▶ _Given task_: Give all the lines below again, exactly, with no pictures.

■ ■ ■

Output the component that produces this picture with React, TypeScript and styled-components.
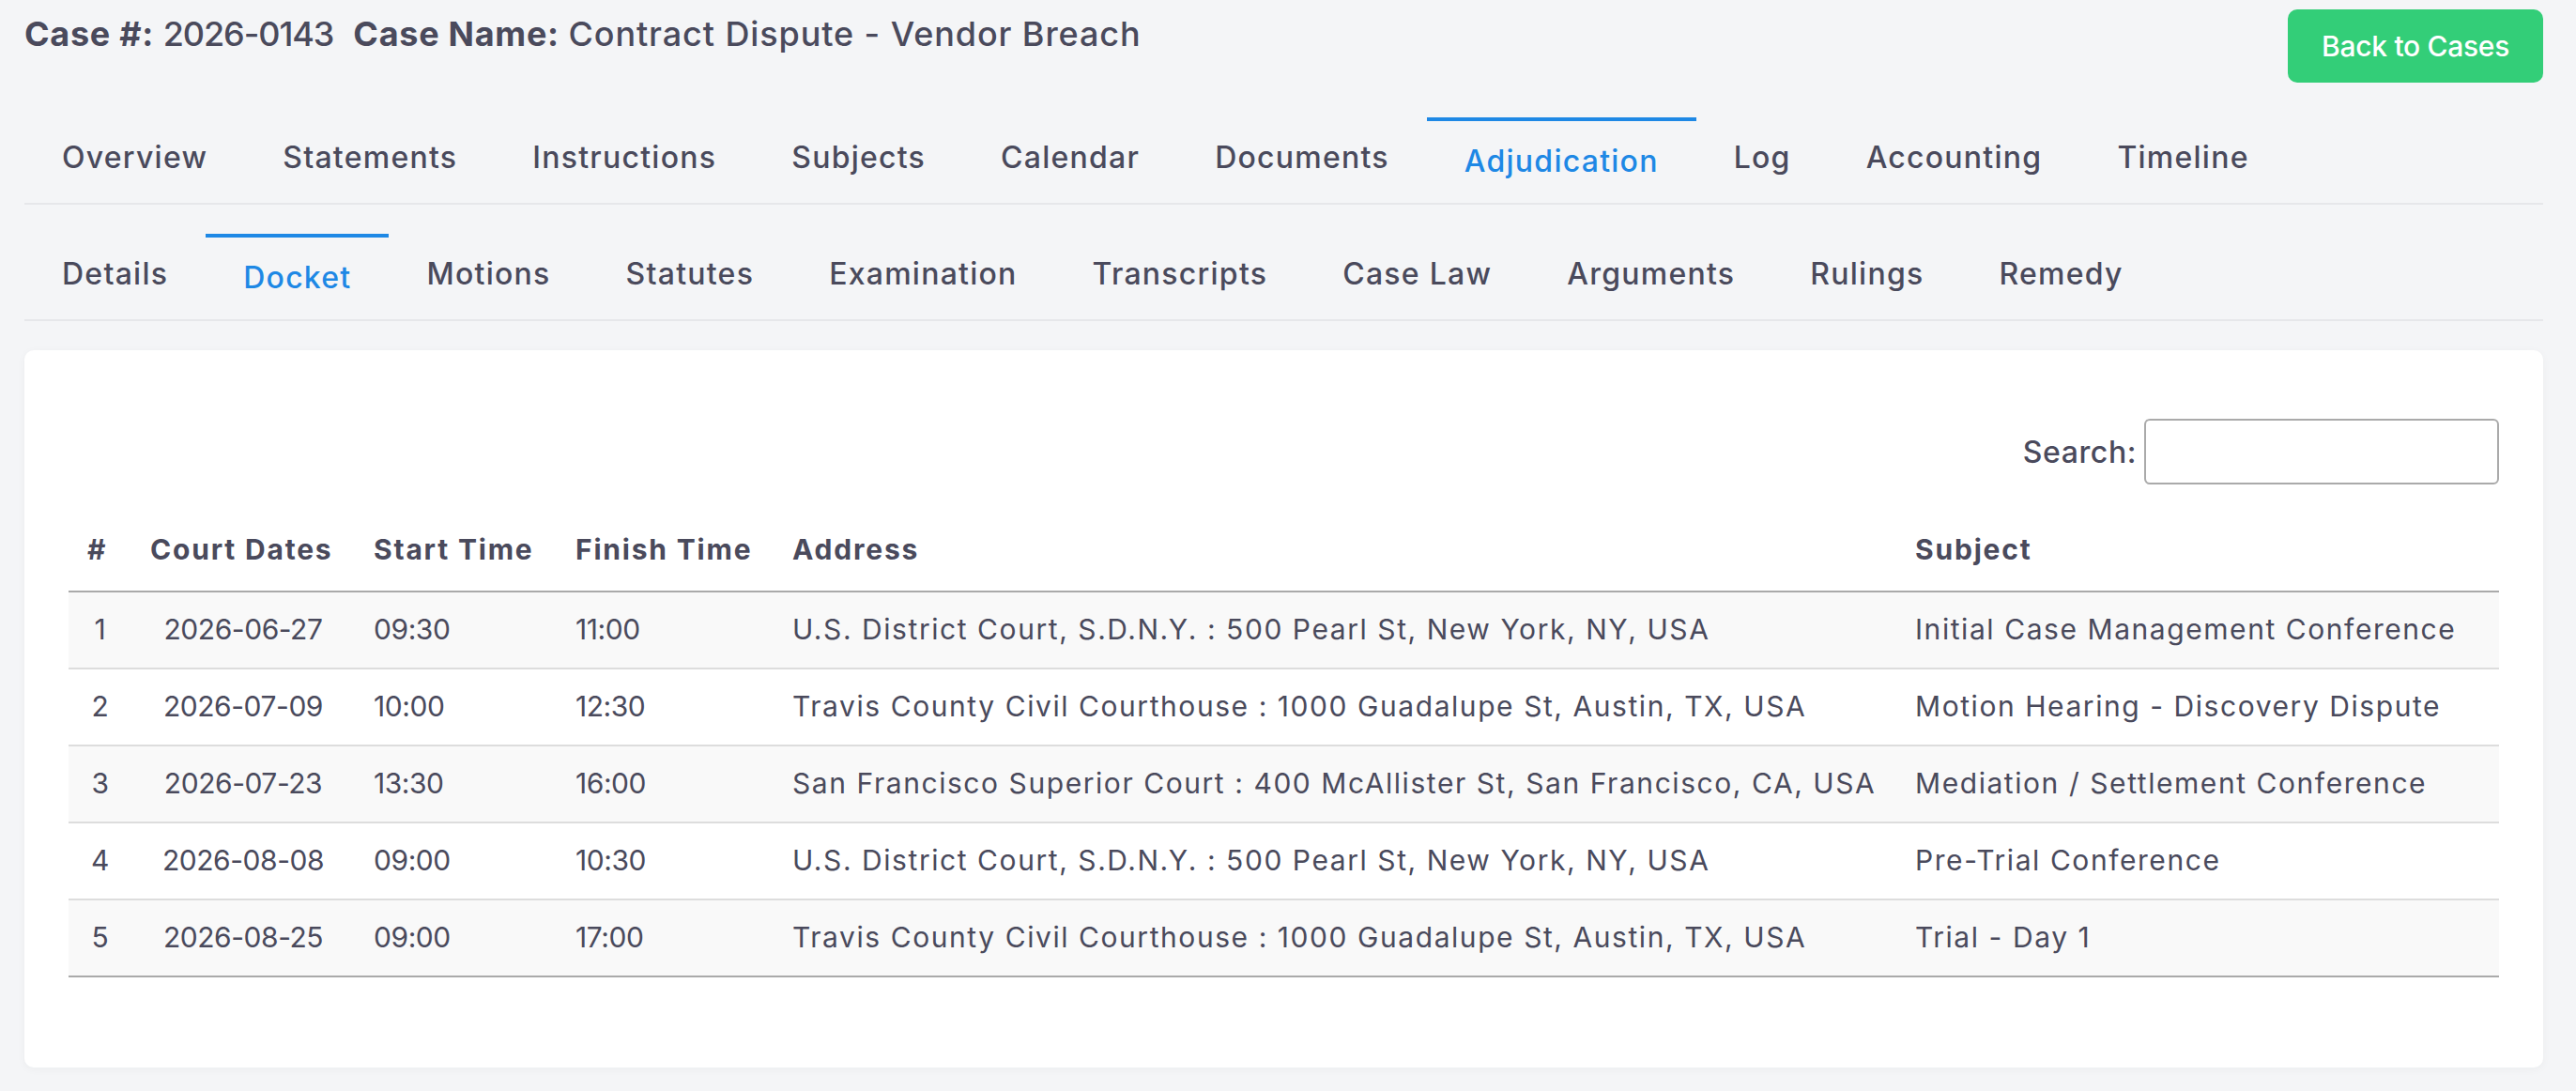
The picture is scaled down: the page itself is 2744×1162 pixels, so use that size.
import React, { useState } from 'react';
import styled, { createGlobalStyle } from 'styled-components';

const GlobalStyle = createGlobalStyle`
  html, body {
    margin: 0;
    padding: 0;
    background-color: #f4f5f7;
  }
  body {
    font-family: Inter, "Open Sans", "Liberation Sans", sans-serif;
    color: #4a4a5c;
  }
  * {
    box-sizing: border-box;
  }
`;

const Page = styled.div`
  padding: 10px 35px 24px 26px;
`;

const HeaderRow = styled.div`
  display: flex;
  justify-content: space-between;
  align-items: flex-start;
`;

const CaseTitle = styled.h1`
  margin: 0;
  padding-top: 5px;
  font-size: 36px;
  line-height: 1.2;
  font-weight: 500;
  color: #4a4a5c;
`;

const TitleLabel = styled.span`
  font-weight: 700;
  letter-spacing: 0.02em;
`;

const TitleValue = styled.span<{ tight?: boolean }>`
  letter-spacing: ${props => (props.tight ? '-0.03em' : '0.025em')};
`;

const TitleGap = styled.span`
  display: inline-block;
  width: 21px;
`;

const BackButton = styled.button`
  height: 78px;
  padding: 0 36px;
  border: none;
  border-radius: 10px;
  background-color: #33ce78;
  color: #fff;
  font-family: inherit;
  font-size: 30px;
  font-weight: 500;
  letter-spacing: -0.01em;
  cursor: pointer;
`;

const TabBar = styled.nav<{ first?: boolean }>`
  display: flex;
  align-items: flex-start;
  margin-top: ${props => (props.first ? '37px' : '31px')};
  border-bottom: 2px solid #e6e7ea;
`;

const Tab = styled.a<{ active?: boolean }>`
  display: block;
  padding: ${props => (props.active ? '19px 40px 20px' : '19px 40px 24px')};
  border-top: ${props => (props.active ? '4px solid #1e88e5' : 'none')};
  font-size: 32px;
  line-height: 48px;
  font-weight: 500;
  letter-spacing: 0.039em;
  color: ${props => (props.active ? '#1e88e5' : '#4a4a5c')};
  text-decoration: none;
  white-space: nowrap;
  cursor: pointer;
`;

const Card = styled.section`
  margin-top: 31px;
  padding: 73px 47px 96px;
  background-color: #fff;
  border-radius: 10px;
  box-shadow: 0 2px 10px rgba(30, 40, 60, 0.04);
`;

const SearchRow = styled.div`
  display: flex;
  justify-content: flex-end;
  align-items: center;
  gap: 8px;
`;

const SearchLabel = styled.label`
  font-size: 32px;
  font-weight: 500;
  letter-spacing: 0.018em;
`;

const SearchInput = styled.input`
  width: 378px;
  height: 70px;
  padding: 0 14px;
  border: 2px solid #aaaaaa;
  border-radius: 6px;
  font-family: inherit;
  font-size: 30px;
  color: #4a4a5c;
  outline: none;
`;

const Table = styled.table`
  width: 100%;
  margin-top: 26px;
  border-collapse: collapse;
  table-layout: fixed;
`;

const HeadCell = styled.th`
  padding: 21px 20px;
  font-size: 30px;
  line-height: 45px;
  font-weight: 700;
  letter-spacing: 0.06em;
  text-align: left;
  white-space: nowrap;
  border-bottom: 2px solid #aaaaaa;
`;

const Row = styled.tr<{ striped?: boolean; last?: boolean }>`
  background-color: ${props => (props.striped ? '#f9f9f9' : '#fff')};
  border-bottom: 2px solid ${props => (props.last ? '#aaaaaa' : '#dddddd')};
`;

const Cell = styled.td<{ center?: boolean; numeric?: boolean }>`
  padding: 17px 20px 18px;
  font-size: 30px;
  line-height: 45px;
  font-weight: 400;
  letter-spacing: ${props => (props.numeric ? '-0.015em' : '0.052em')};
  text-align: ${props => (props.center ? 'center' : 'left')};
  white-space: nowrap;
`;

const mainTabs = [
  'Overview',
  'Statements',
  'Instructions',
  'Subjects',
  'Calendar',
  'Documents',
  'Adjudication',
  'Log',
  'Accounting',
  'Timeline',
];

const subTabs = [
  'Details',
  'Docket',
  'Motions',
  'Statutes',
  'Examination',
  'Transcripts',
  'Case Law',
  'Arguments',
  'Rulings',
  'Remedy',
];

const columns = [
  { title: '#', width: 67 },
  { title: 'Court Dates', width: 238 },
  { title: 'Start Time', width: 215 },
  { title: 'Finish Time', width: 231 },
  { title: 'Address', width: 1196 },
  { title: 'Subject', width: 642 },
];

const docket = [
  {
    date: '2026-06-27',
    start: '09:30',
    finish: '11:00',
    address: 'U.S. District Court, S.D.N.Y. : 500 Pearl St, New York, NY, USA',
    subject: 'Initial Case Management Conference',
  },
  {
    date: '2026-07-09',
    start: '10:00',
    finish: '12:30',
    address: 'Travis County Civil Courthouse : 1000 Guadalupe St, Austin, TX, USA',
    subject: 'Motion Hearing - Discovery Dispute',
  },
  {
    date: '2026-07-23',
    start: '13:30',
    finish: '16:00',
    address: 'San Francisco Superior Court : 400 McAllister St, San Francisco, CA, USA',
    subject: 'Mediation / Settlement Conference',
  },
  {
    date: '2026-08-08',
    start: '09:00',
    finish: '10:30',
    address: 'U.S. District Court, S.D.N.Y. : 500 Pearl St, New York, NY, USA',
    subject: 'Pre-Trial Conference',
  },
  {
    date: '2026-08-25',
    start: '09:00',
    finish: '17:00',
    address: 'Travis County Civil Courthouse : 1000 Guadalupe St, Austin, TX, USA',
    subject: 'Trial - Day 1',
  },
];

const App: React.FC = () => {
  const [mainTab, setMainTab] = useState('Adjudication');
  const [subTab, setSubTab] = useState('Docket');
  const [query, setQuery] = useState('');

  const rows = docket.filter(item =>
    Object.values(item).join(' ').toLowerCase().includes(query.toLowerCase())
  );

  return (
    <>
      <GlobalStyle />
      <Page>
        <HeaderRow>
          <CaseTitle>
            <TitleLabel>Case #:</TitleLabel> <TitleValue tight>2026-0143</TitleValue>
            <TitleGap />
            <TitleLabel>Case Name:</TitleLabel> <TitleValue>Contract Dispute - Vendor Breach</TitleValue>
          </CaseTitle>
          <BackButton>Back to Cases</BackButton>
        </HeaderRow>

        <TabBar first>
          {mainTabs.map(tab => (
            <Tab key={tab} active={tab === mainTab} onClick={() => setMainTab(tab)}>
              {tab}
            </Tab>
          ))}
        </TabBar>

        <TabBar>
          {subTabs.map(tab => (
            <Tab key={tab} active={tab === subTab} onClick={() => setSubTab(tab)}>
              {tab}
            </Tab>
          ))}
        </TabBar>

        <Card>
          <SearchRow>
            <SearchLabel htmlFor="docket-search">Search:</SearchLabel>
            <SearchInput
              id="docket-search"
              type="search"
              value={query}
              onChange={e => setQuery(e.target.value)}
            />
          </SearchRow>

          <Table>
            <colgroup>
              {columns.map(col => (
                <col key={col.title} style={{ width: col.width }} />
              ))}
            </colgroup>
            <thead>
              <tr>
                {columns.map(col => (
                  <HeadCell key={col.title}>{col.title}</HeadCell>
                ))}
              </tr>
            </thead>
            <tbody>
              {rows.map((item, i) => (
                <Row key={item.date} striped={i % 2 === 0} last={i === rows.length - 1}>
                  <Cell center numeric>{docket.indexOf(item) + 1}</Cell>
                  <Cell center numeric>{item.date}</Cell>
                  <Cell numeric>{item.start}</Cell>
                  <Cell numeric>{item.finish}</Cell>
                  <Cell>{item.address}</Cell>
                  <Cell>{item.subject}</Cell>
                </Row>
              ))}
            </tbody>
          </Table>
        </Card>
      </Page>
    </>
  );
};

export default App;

■ ■ ■

▶ _Answer below_:
Output the component that produces this picture with React, TypeScript and styled-components.
The picture is scaled down: the page itself is 2744×1162 pixels, so use that size.
import React, { useState } from 'react';
import styled, { createGlobalStyle } from 'styled-components';

const GlobalStyle = createGlobalStyle`
  html, body {
    margin: 0;
    padding: 0;
    background-color: #f4f5f7;
  }
  body {
    font-family: Inter, "Open Sans", "Liberation Sans", sans-serif;
    color: #4a4a5c;
  }
  * {
    box-sizing: border-box;
  }
`;

const Page = styled.div`
  padding: 10px 35px 24px 26px;
`;

const HeaderRow = styled.div`
  display: flex;
  justify-content: space-between;
  align-items: flex-start;
`;

const CaseTitle = styled.h1`
  margin: 0;
  padding-top: 5px;
  font-size: 36px;
  line-height: 1.2;
  font-weight: 500;
  color: #4a4a5c;
`;

const TitleLabel = styled.span`
  font-weight: 700;
  letter-spacing: 0.02em;
`;

const TitleValue = styled.span<{ tight?: boolean }>`
  letter-spacing: ${props => (props.tight ? '-0.03em' : '0.025em')};
`;

const TitleGap = styled.span`
  display: inline-block;
  width: 21px;
`;

const BackButton = styled.button`
  height: 78px;
  padding: 0 36px;
  border: none;
  border-radius: 10px;
  background-color: #33ce78;
  color: #fff;
  font-family: inherit;
  font-size: 30px;
  font-weight: 500;
  letter-spacing: -0.01em;
  cursor: pointer;
`;

const TabBar = styled.nav<{ first?: boolean }>`
  display: flex;
  align-items: flex-start;
  margin-top: ${props => (props.first ? '37px' : '31px')};
  border-bottom: 2px solid #e6e7ea;
`;

const Tab = styled.a<{ active?: boolean }>`
  display: block;
  padding: ${props => (props.active ? '19px 40px 20px' : '19px 40px 24px')};
  border-top: ${props => (props.active ? '4px solid #1e88e5' : 'none')};
  font-size: 32px;
  line-height: 48px;
  font-weight: 500;
  letter-spacing: 0.039em;
  color: ${props => (props.active ? '#1e88e5' : '#4a4a5c')};
  text-decoration: none;
  white-space: nowrap;
  cursor: pointer;
`;

const Card = styled.section`
  margin-top: 31px;
  padding: 73px 47px 96px;
  background-color: #fff;
  border-radius: 10px;
  box-shadow: 0 2px 10px rgba(30, 40, 60, 0.04);
`;

const SearchRow = styled.div`
  display: flex;
  justify-content: flex-end;
  align-items: center;
  gap: 8px;
`;

const SearchLabel = styled.label`
  font-size: 32px;
  font-weight: 500;
  letter-spacing: 0.018em;
`;

const SearchInput = styled.input`
  width: 378px;
  height: 70px;
  padding: 0 14px;
  border: 2px solid #aaaaaa;
  border-radius: 6px;
  font-family: inherit;
  font-size: 30px;
  color: #4a4a5c;
  outline: none;
`;

const Table = styled.table`
  width: 100%;
  margin-top: 26px;
  border-collapse: collapse;
  table-layout: fixed;
`;

const HeadCell = styled.th`
  padding: 21px 20px;
  font-size: 30px;
  line-height: 45px;
  font-weight: 700;
  letter-spacing: 0.06em;
  text-align: left;
  white-space: nowrap;
  border-bottom: 2px solid #aaaaaa;
`;

const Row = styled.tr<{ striped?: boolean; last?: boolean }>`
  background-color: ${props => (props.striped ? '#f9f9f9' : '#fff')};
  border-bottom: 2px solid ${props => (props.last ? '#aaaaaa' : '#dddddd')};
`;

const Cell = styled.td<{ center?: boolean; numeric?: boolean }>`
  padding: 17px 20px 18px;
  font-size: 30px;
  line-height: 45px;
  font-weight: 400;
  letter-spacing: ${props => (props.numeric ? '-0.015em' : '0.052em')};
  text-align: ${props => (props.center ? 'center' : 'left')};
  white-space: nowrap;
`;

const mainTabs = [
  'Overview',
  'Statements',
  'Instructions',
  'Subjects',
  'Calendar',
  'Documents',
  'Adjudication',
  'Log',
  'Accounting',
  'Timeline',
];

const subTabs = [
  'Details',
  'Docket',
  'Motions',
  'Statutes',
  'Examination',
  'Transcripts',
  'Case Law',
  'Arguments',
  'Rulings',
  'Remedy',
];

const columns = [
  { title: '#', width: 67 },
  { title: 'Court Dates', width: 238 },
  { title: 'Start Time', width: 215 },
  { title: 'Finish Time', width: 231 },
  { title: 'Address', width: 1196 },
  { title: 'Subject', width: 642 },
];

const docket = [
  {
    date: '2026-06-27',
    start: '09:30',
    finish: '11:00',
    address: 'U.S. District Court, S.D.N.Y. : 500 Pearl St, New York, NY, USA',
    subject: 'Initial Case Management Conference',
  },
  {
    date: '2026-07-09',
    start: '10:00',
    finish: '12:30',
    address: 'Travis County Civil Courthouse : 1000 Guadalupe St, Austin, TX, USA',
    subject: 'Motion Hearing - Discovery Dispute',
  },
  {
    date: '2026-07-23',
    start: '13:30',
    finish: '16:00',
    address: 'San Francisco Superior Court : 400 McAllister St, San Francisco, CA, USA',
    subject: 'Mediation / Settlement Conference',
  },
  {
    date: '2026-08-08',
    start: '09:00',
    finish: '10:30',
    address: 'U.S. District Court, S.D.N.Y. : 500 Pearl St, New York, NY, USA',
    subject: 'Pre-Trial Conference',
  },
  {
    date: '2026-08-25',
    start: '09:00',
    finish: '17:00',
    address: 'Travis County Civil Courthouse : 1000 Guadalupe St, Austin, TX, USA',
    subject: 'Trial - Day 1',
  },
];

const App: React.FC = () => {
  const [mainTab, setMainTab] = useState('Adjudication');
  const [subTab, setSubTab] = useState('Docket');
  const [query, setQuery] = useState('');

  const rows = docket.filter(item =>
    Object.values(item).join(' ').toLowerCase().includes(query.toLowerCase())
  );

  return (
    <>
      <GlobalStyle />
      <Page>
        <HeaderRow>
          <CaseTitle>
            <TitleLabel>Case #:</TitleLabel> <TitleValue tight>2026-0143</TitleValue>
            <TitleGap />
            <TitleLabel>Case Name:</TitleLabel> <TitleValue>Contract Dispute - Vendor Breach</TitleValue>
          </CaseTitle>
          <BackButton>Back to Cases</BackButton>
        </HeaderRow>

        <TabBar first>
          {mainTabs.map(tab => (
            <Tab key={tab} active={tab === mainTab} onClick={() => setMainTab(tab)}>
              {tab}
            </Tab>
          ))}
        </TabBar>

        <TabBar>
          {subTabs.map(tab => (
            <Tab key={tab} active={tab === subTab} onClick={() => setSubTab(tab)}>
              {tab}
            </Tab>
          ))}
        </TabBar>

        <Card>
          <SearchRow>
            <SearchLabel htmlFor="docket-search">Search:</SearchLabel>
            <SearchInput
              id="docket-search"
              type="search"
              value={query}
              onChange={e => setQuery(e.target.value)}
            />
          </SearchRow>

          <Table>
            <colgroup>
              {columns.map(col => (
                <col key={col.title} style={{ width: col.width }} />
              ))}
            </colgroup>
            <thead>
              <tr>
                {columns.map(col => (
                  <HeadCell key={col.title}>{col.title}</HeadCell>
                ))}
              </tr>
            </thead>
            <tbody>
              {rows.map((item, i) => (
                <Row key={item.date} striped={i % 2 === 0} last={i === rows.length - 1}>
                  <Cell center numeric>{docket.indexOf(item) + 1}</Cell>
                  <Cell center numeric>{item.date}</Cell>
                  <Cell numeric>{item.start}</Cell>
                  <Cell numeric>{item.finish}</Cell>
                  <Cell>{item.address}</Cell>
                  <Cell>{item.subject}</Cell>
                </Row>
              ))}
            </tbody>
          </Table>
        </Card>
      </Page>
    </>
  );
};

export default App;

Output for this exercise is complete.